THE EXERCISE → Exactly repeat the material, dropping only the pictures.

AVAILABLE DATA →
* * * * * * * * *

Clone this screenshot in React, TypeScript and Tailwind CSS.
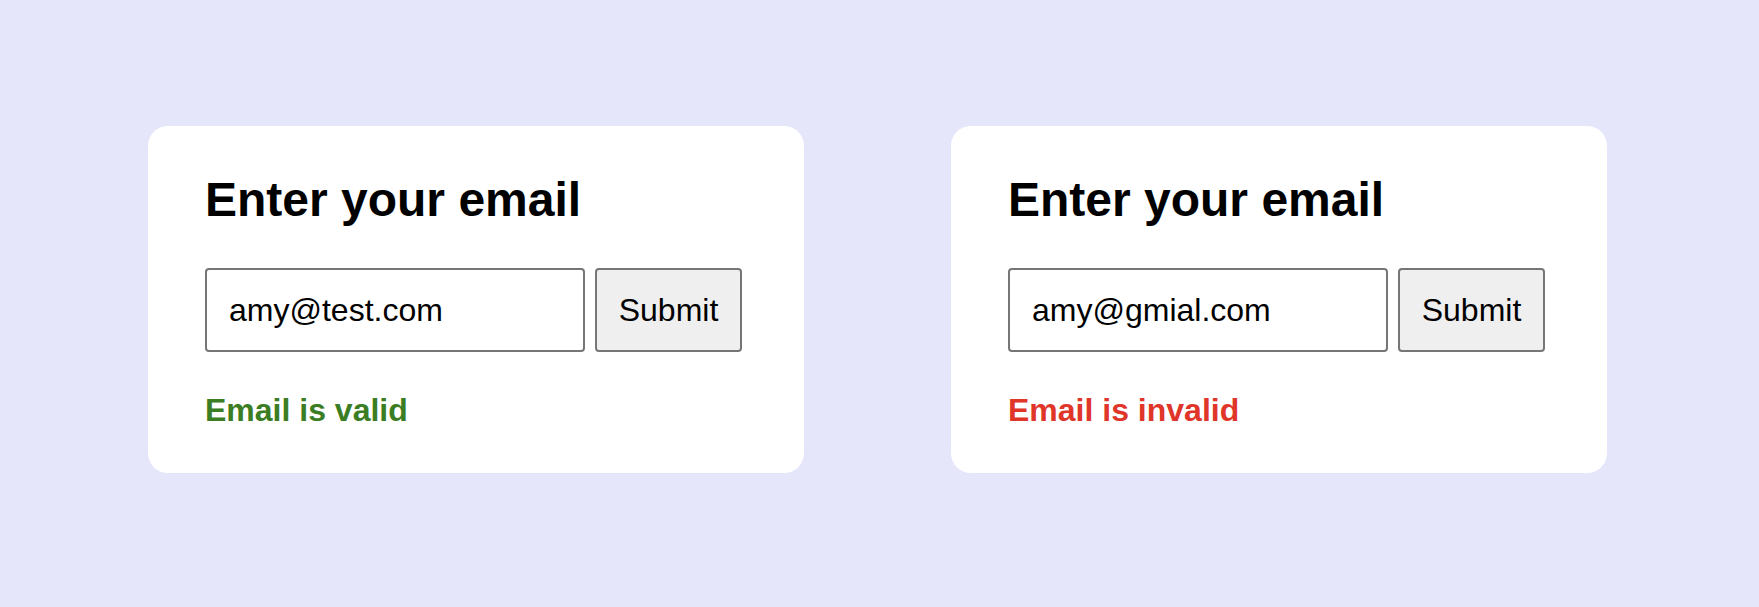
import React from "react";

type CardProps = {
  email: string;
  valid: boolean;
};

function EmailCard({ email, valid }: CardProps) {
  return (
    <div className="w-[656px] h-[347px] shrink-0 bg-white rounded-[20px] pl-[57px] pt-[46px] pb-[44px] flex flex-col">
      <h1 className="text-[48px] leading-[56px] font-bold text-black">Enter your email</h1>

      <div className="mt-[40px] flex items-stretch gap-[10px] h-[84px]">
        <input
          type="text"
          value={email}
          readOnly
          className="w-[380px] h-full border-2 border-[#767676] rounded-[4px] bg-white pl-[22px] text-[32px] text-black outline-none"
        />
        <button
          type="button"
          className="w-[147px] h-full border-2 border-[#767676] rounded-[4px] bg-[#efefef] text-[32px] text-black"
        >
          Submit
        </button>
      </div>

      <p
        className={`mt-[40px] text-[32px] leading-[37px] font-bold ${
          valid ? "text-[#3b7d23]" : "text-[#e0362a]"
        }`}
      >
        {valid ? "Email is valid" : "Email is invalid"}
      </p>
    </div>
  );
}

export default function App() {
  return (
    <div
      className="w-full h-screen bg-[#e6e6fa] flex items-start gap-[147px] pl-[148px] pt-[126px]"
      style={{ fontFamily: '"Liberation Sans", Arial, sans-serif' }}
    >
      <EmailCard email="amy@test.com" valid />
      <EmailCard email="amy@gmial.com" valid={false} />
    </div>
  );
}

* * * * * * * * *

SOLUTION TO THIS TASK →
Clone this screenshot in React, TypeScript and Tailwind CSS.
import React from "react";

type CardProps = {
  email: string;
  valid: boolean;
};

function EmailCard({ email, valid }: CardProps) {
  return (
    <div className="w-[656px] h-[347px] shrink-0 bg-white rounded-[20px] pl-[57px] pt-[46px] pb-[44px] flex flex-col">
      <h1 className="text-[48px] leading-[56px] font-bold text-black">Enter your email</h1>

      <div className="mt-[40px] flex items-stretch gap-[10px] h-[84px]">
        <input
          type="text"
          value={email}
          readOnly
          className="w-[380px] h-full border-2 border-[#767676] rounded-[4px] bg-white pl-[22px] text-[32px] text-black outline-none"
        />
        <button
          type="button"
          className="w-[147px] h-full border-2 border-[#767676] rounded-[4px] bg-[#efefef] text-[32px] text-black"
        >
          Submit
        </button>
      </div>

      <p
        className={`mt-[40px] text-[32px] leading-[37px] font-bold ${
          valid ? "text-[#3b7d23]" : "text-[#e0362a]"
        }`}
      >
        {valid ? "Email is valid" : "Email is invalid"}
      </p>
    </div>
  );
}

export default function App() {
  return (
    <div
      className="w-full h-screen bg-[#e6e6fa] flex items-start gap-[147px] pl-[148px] pt-[126px]"
      style={{ fontFamily: '"Liberation Sans", Arial, sans-serif' }}
    >
      <EmailCard email="amy@test.com" valid />
      <EmailCard email="amy@gmial.com" valid={false} />
    </div>
  );
}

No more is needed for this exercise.